By being here, you’ve recognized that you want to change your life in a positive and healthy way, you’ve enlisted the support and resources to do so, and you’re ready to learn how to make sustainable change.
As you progress on this path, there will be challenges. You’ll learn where your biggest struggles lie as you develop better relationships with your food, movement, body, and mind. This can feel uncomfortable at times. It might even be confronting, particularly if your biggest struggles lie within.
It’s normal to feel uncomfortable during this process. You’re changing habits and challenging beliefs. You’re changing how you feel about yourself and others. This stuff can be hard.
Along the way, you might get discouraged. You might make a mistake and slip up. You might want to give up, reject change, and chastise yourself. The inner voice might tell you a story that you’re not good enough, you always mess up, and you’ll never be healthy.
Self-compassion is about changing that story. It’s not just you, it’s not always, it’s not forever. The key to thriving during this process – and life beyond it – is to treat yourself with respect and empathy. Understand that it takes courage and bravery to change.

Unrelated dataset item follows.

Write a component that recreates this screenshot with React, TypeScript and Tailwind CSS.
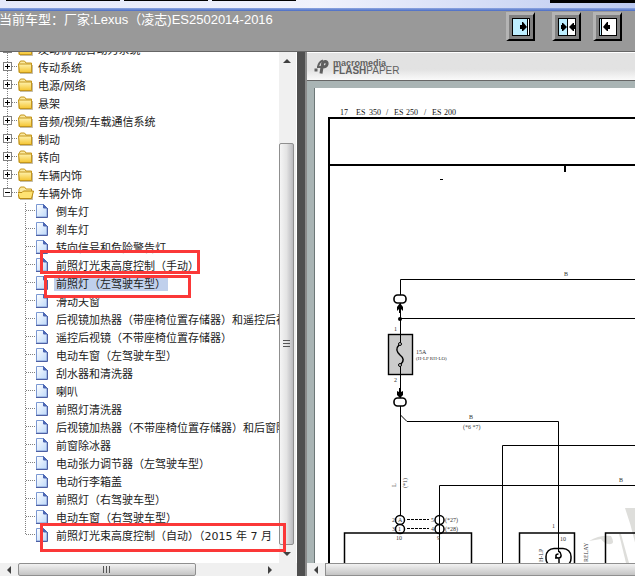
import { useState } from "react";
import { clsx } from "clsx";

const FOLDERS = [
  "发动机 混合动力系统",
  "传动系统",
  "电源/网络",
  "悬架",
  "音频/视频/车载通信系统",
  "制动",
  "转向",
  "车辆内饰",
];

const DOCUMENTS = [
  "倒车灯",
  "刹车灯",
  "转向信号和危险警告灯",
  "前照灯光束高度控制（手动）",
  "前照灯（左驾驶车型）",
  "滑动天窗",
  "后视镜加热器（带座椅位置存储器）和遥控后视镜",
  "遥控后视镜（不带座椅位置存储器）",
  "电动车窗（左驾驶车型）",
  "刮水器和清洗器",
  "喇叭",
  "前照灯清洗器",
  "后视镜加热器（不带座椅位置存储器）和后窗除雾器",
  "前窗除冰器",
  "电动张力调节器（左驾驶车型）",
  "电动行李箱盖",
  "前照灯（右驾驶车型）",
  "电动车窗（右驾驶车型）",
  "前照灯光束高度控制（自动）（2015 年 7 月",
];

function FolderIcon({ open }: { open?: boolean }) {
  return (
    <svg width="18" height="18" viewBox="0 1 18 18" className="shrink-0">
      <path d="M1 5.5 L2.5 3 H6.5 L8 5 H13.5 V14.5 H1Z" fill="#fbe9a0" stroke="#c4961c" />
      <path d="M2 15.5 H14.5 V7" fill="none" stroke="#8a7a50" strokeOpacity=".5" />
      {open ? (
        <path d="M1.5 14.5 L-0.5 8.5 H4 L5.5 7 H15.5 L13.5 14.5Z" fill="#ffe372" stroke="#b98a14" />
      ) : (
        <path d="M0.5 6 H13.5 V14.5 H1.5Z" fill="url(#folderFill)" stroke="#c4961c" />
      )}
    </svg>
  );
}

function PageIcon() {
  return (
    <svg width="18" height="18" className="shrink-0">
      <path d="M0.5 1.5 H7.5 L11 5 V14 H0.5Z" fill="url(#pageFill)" stroke="#7b98d2" />
      <path d="M11.5 5 V14.5 H0" fill="none" stroke="#4d5fa3" />
      <path d="M7.5 1.5 V5 H11Z" fill="#4b66b4" stroke="#4b66b4" />
    </svg>
  );
}

function Toggle({ open, label, onClick }: { open?: boolean; label: string; onClick?: () => void }) {
  return (
    <button type="button" onClick={onClick} aria-label={label} className="h-[18px] w-[18px] shrink-0">
      <svg width="18" height="18" className="block">
        <path d={open ? "M7.5 0 V4" : "M7.5 0 V18"} stroke="#808080" strokeDasharray="1 1" />
        <path d="M12 7.5 H18" stroke="#808080" strokeDasharray="1 1" />
        <rect x="3.5" y="3.5" width="8" height="8" fill="#fff" stroke="#808080" />
        <path d="M5 7.5 H10" stroke="#000" />
        {!open && <path d="M7.5 5 V10" stroke="#000" />}
      </svg>
    </button>
  );
}

function Branch({ last }: { last?: boolean }) {
  return (
    <svg width="36" height="18" className="shrink-0">
      <path d={last ? "M25.5 0 V8" : "M25.5 0 V18"} stroke="#808080" strokeDasharray="1 1" />
      <path d="M26 7.5 H36" stroke="#808080" strokeDasharray="1 1" />
    </svg>
  );
}

function Arrow({ dir }: { dir: "up" | "down" | "left" | "right" }) {
  const shapes = {
    up: "M4 0 L8 4 H0Z",
    down: "M0 0 H8 L4 4Z",
    left: "M4 0 V8 L0 4Z",
    right: "M0 0 L4 4 L0 8Z",
  };
  const wide = dir === "up" || dir === "down";
  return (
    <svg width={wide ? 8 : 4} height={wide ? 4 : 8}>
      <path d={shapes[dir]} fill="#404040" />
    </svg>
  );
}

function VerticalScroll() {
  return (
    <div className="flex w-[17px] shrink-0 flex-col bg-[#f0f0f0] pr-0.5">
      <button type="button" aria-label="向上滚动" className="flex h-[18px] items-center justify-center">
        <Arrow dir="up" />
      </button>
      <div className="grow-[73] basis-0" />
      <div className="flex grow-[402] basis-0 items-center justify-center rounded-xs border border-[#8f8f8f] bg-linear-to-r from-[#f5f5f5] via-[#e4e4e4] to-[#b9b9bd]">
        <div className="flex w-[7px] flex-col gap-0.5">
          <i className="h-px bg-[#555]" />
          <i className="h-px bg-[#555]" />
          <i className="h-px bg-[#555]" />
        </div>
      </div>
      <button type="button" aria-label="向下滚动" className="flex h-[18px] items-center justify-center">
        <Arrow dir="down" />
      </button>
    </div>
  );
}

function Grip() {
  return (
    <div className="flex h-[7px] gap-0.5">
      <i className="w-px bg-[#555]" />
      <i className="w-px bg-[#555]" />
      <i className="w-px bg-[#555]" />
    </div>
  );
}

function Sidebar() {
  const [expanded, setExpanded] = useState(true);
  const [selected, setSelected] = useState(4);

  return (
    <aside className="relative flex w-[297px] shrink-0 flex-col bg-white">
      <div className="flex min-h-0 grow">
        <div className="min-w-0 grow overflow-hidden">
          <ul className="-mt-[11px] font-['DejaVu_Sans','Noto_Sans_CJK_SC',sans-serif] text-[11px] leading-4 whitespace-nowrap text-[#222]">
            {FOLDERS.map((name) => (
              <li key={name} className="flex h-[18px]">
                <Toggle label={`展开 ${name}`} />
                <FolderIcon />
                <button type="button" className="px-0.5 pt-0.5">{name}</button>
              </li>
            ))}
            <li>
              <div className="flex h-[18px]">
                <Toggle open={expanded} label="车辆外饰" onClick={() => setExpanded(!expanded)} />
                <FolderIcon open />
                <button type="button" className="px-0.5 pt-0.5">车辆外饰</button>
              </div>
              {expanded && (
                <ul>
                  {DOCUMENTS.map((name, i) => (
                    <li key={name} className="flex h-[18px]">
                      <Branch last={i === DOCUMENTS.length - 1} />
                      <PageIcon />
                      <a
                        href="#"
                        onClick={() => setSelected(i)}
                        className={clsx("mt-0.5 h-3.5 px-0.5", i === selected && "bg-[#c0d0ec]")}
                      >
                        {name}
                      </a>
                    </li>
                  ))}
                </ul>
              )}
            </li>
          </ul>
        </div>
        <VerticalScroll />
        <div className="w-px shrink-0 bg-white" />
      </div>

      <div className="flex h-[13px] shrink-0 bg-[#f0f0f0] pr-[18px]">
        <button type="button" aria-label="向左滚动" className="flex w-[18px] items-center justify-center">
          <Arrow dir="left" />
        </button>
        <div className="flex grow-[177] basis-0 items-center justify-center rounded-xs border border-[#8f8f8f] bg-linear-to-b from-[#f2f2f2] to-[#c4c4c4]">
          <Grip />
        </div>
        <div className="grow-[66] basis-0" />
        <button type="button" aria-label="向右滚动" className="flex w-[18px] items-center justify-center">
          <Arrow dir="right" />
        </button>
      </div>

      {/* Highlight frames over the tree */}
      <div className="pointer-events-none absolute top-[198px] left-10 h-6 w-40 border-3 border-[#fb3838]" />
      <div className="pointer-events-none absolute top-[223px] left-11 h-[23px] w-[147px] border-3 border-[#fb3838]" />
      <div className="pointer-events-none absolute top-[471px] left-10 h-[29px] w-[246px] border-3 border-[#fb3838]" />
    </aside>
  );
}

function PaneButton({ label, className, split }: { label: string; className?: string; split: "right" | "middle" | "left" }) {
  return (
    <button
      type="button"
      aria-label={label}
      className={clsx(
        "flex size-[29px] items-center justify-center border-t-3 border-r-2 border-b-2 border-l-3 border-t-[#b4b4b4] border-r-black border-b-black border-l-[#b4b4b4] bg-[#808080]",
        className,
      )}
    >
      <svg width="18" height="18">
        <rect x="0.5" y="0.5" width="17" height="17" fill="#fff" stroke="#000" />
        {split === "right" && (
          <>
            <rect x="1" y="1" width="14" height="16" fill="#bdeeff" />
            <path d="M15.5 0 V18" stroke="#000" />
            <path d="M8 7 H10 V4 H11 L15 9 L11 13 H10 V11 H8Z" />
          </>
        )}
        {split === "middle" && (
          <>
            <rect x="1" y="1" width="8" height="16" fill="#bdeeff" />
            <path d="M9.5 0 V18" stroke="#000" />
            <path d="M3 7 H4 V5 H5 L9 9 L5 13 H4 V11 H3Z" />
            <path d="M17 7 H16 V5 H15 L11 9 L15 13 H16 V11 H17Z" />
          </>
        )}
        {split === "left" && (
          <>
            <rect x="1" y="1" width="2" height="16" fill="#bdeeff" />
            <path d="M2.5 0 V18" stroke="#000" />
            <path d="M11 7 H9 V4 H8 L4 9 L8 13 H9 V11 H11Z" />
          </>
        )}
      </svg>
    </button>
  );
}

function Header() {
  return (
    <header className="shrink-0">
      <div className="flex h-2 items-start justify-between bg-linear-to-r from-[#e4e8fa] via-[#f0f2fc] to-[#bccaf0]">
        <div className="flex gap-1 pl-1.5">
          <div className="h-px w-[114px] bg-black" />
          <div className="h-px w-[84px] bg-black" />
          <div className="h-px w-[84px] bg-black" />
        </div>
        <div className="h-[3px] w-[85px] bg-black" />
      </div>
      <div className="h-[3px] bg-linear-to-b from-[#8ea6e0] to-[#4a6cc4]" />
      <div className="flex h-10 items-start justify-between bg-[#999]">
        <h1 className="-ml-px font-['Liberation_Sans','Noto_Sans_CJK_SC',sans-serif] text-[13px] leading-[17px] font-normal whitespace-nowrap text-white">
          当前车型：厂家:Lexus（凌志)ES2502014-2016
        </h1>
        <div className="flex pt-px pr-[13px]">
          <PaneButton label="展开左侧" split="right" />
          <PaneButton label="并排显示" split="middle" className="ml-[17px]" />
          <PaneButton label="展开右侧" split="left" className="ml-3" />
        </div>
      </div>
      <div className="h-px bg-[#666]" />
    </header>
  );
}

const TITLE_WORDS: [number, string][] = [
  [25, "17"],
  [41, "ES"],
  [54, "350"],
  [71, "/"],
  [79, "ES"],
  [91, "250"],
  [109, "/"],
  [117, "ES"],
  [129, "200"],
];

function Connector({ y }: { y: number }) {
  return <rect x="79" y={y} width="12" height="8" rx="3.5" fill="#fff" stroke="#000" strokeWidth="1.6" />;
}

function Wiring() {
  return (
    <svg className="block size-full" fill="none" stroke="#000">
      {/* watermark */}
      <g fill="#dededb" stroke="none">
        <path d="M310 420 L420 420 V424 H322 L332 475 H324 Q319 445 310 420Z" />
        <path d="M274 453 Q284 447 296 448 Q300 455 296 456 Q290 457 286 451Z" />
        <path d="M304 446 H306 L314 475 H311Z" />
      </g>

      {/* sheet frame */}
      <path d="M14 475 V30 H4000" strokeWidth="2" />
      <path d="M14 77 H4000 M250 77 V84" strokeWidth="2" />
      <path d="M125 91.5 H128" />
      <g fill="#111" stroke="none" className="font-['Liberation_Serif',serif] text-[8px]">
        {TITLE_WORDS.map(([x, word]) => (
          <text key={x} x={x} y="27">{word}</text>
        ))}
      </g>

      {/* feed and fuse */}
      <path d="M85.5 207 V191.5 H4000" />
      <path d="M85.5 230.5 H4000 M85.5 215 V247" />
      <rect x="73.5" y="246.5" width="24" height="40" fill="#ccc" strokeWidth="1.4" />
      <path d="M85.5 247 V255 M85.5 278 V310" />
      <circle cx="85" cy="256" r="1.5" fill="#ccc" />
      <circle cx="85" cy="277" r="1.5" fill="#ccc" />
      <path d="M84 257 C80 261 82 264 85 267 C89 270 89 273 86 276" strokeWidth="1.5" />
      <path d="M85 215 L88 219 V223 L86 221 V225 H84 V221 L82 223 V219Z" fill="#000" stroke="none" />
      <path d="M85 310 L88 307 V303 L86 304 V300 H84 V304 L82 303 V307Z" fill="#000" stroke="none" />
      <circle cx="85" cy="231" r="2" fill="#000" stroke="none" />
      <Connector y={207} />
      <Connector y={310} />

      {/* harness */}
      <path d="M85.5 318 V428 M85.5 327 L92 333.5 H243.5 V464" />
      <path d="M187.5 475 V357.5 H4000" />
      <path d="M124.5 475 V397.5 H4000" />
      <path d="M92 431.5 H114 M92 440.5 H114" strokeDasharray="3 1" />
      <g strokeWidth="1.5">
        <circle cx="85" cy="432" r="4.5" fill="#fff" />
        <circle cx="85" cy="441" r="4.5" fill="#fff" />
        <circle cx="124.5" cy="432" r="4.5" />
        <circle cx="124.5" cy="441" r="4.5" />
        <path d="M29.5 475 V445 H156.5 V475" />
        <path d="M204.5 475 V445 H259.5 V475" />
        <path d="M290.5 475 V445 H4000" />
        <rect x="231" y="460.5" width="25" height="18" rx="8" />
        <path d="M243.5 463 C247 465 247 470 243.5 470 C240 470 240 466 243.5 466 M240 470 H244 V475" />
      </g>

      <g fill="#333" stroke="none" className="font-['Liberation_Serif',serif] text-[6px]">
        <text x="249" y="188">B</text>
        <text x="79" y="243">1</text>
        <text x="79" y="294">2</text>
        <text x="101" y="266">15A</text>
        <text x="101" y="272" className="text-[5px]">(H-LP RH-LO)</text>
        <text x="154" y="331">B</text>
        <text x="148" y="341">(*6 *7)</text>
        <text x="304" y="394">B</text>
        <text transform="translate(81 399) rotate(-90)">L</text>
        <text transform="translate(92 400) rotate(-90)">(*1)</text>
        <text x="77" y="434">2</text>
        <text x="77" y="443">3</text>
        <text x="83" y="434">A</text>
        <text x="83" y="443">1</text>
        <text x="116" y="434">5</text>
        <text x="116" y="443">4</text>
        <text x="130" y="434">(*27)</text>
        <text x="130" y="443">(*28)</text>
        <text x="81" y="452">10</text>
        <text x="122" y="452">9</text>
        <text x="237" y="440">1</text>
        <text x="245" y="453">10</text>
        <text transform="translate(228 474) rotate(-90)">H-LP</text>
        <text transform="translate(273 474) rotate(-90)">RELAY</text>
      </g>
    </svg>
  );
}

function Viewer() {
  return (
    <main className="flex min-w-0 grow flex-col border-l-2 border-[#8c8c8c] bg-[#a9b4b4]">
      <div className="flex h-[29px] shrink-0 items-center gap-1 border-t border-b border-t-white border-b-[#666] bg-linear-to-b from-[#e2e2e2] from-60% to-[#fafafa] pl-[7px] font-['Liberation_Sans',sans-serif] text-[10px] leading-2 text-[#606060]">
        <svg width="15" height="15" fill="none" stroke="#606060">
          <path d="M7 14.5 L8.5 5 Q9 2.5 11.5 2.5 Q13.5 3 13 5.5 Q12.5 8 8.5 8" strokeWidth="3" />
          <path d="M3 8 H7 M4 8 Q5 2.5 9 1.5" strokeWidth="2" />
          <path d="M0.500 11 H3.500" strokeWidth="3" />
        </svg>
        <div>
          <div className="text-[9px] font-bold">macromedia</div>
          <div>
            <b>FLASH</b>PAPER
          </div>
        </div>
      </div>
      <div className="min-h-0 grow overflow-hidden pt-[7px] pl-[7px]">
        <div className="h-full border-l border-[#6d7777] bg-white">
          <Wiring />
        </div>
      </div>
      <div className="flex h-[13px] shrink-0 bg-[#f0f0f0]">
        <button type="button" aria-label="向左滚动" className="flex w-[18px] items-center justify-center">
          <Arrow dir="left" />
        </button>
        <div className="grow border border-r-0 border-[#8f8f8f] bg-linear-to-b from-[#f2f2f2] to-[#c4c4c4]" />
      </div>
    </main>
  );
}

export default function App() {
  return (
    <div className="flex h-screen flex-col overflow-hidden bg-white">
      <svg width="0" height="0" className="absolute">
        <defs>
          <linearGradient id="folderFill" x1="0" y1="0" x2="0" y2="1">
            <stop offset="0" stopColor="#fff2ae" />
            <stop offset="1" stopColor="#f5c531" />
          </linearGradient>
          <linearGradient id="pageFill" x1="0" y1="0" x2="1" y2="1">
            <stop offset="0" stopColor="#fff" />
            <stop offset="1" stopColor="#bdd8fa" />
          </linearGradient>
        </defs>
      </svg>
      <Header />
      <div className="flex min-h-0 grow">
        <Sidebar />
        <div className="w-2 shrink-0 bg-[#4f4f4f]" />
        <Viewer />
      </div>
    </div>
  );
}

If things go wrong, practice a little self-kindness:
- Accept that you’re imperfect (we all are).
- Accept that you might slip up (we all do).
- Accept that you’re doing the best you can with the intention of becoming a healthier, happier, and more fulfilled person.
Resist the urge to get stuck in a loop of self-criticism and self-judgment, and reject the belief that punishment will make you change. Instead, build the habit of self-compassion to create a happier, brighter, and more engaged life.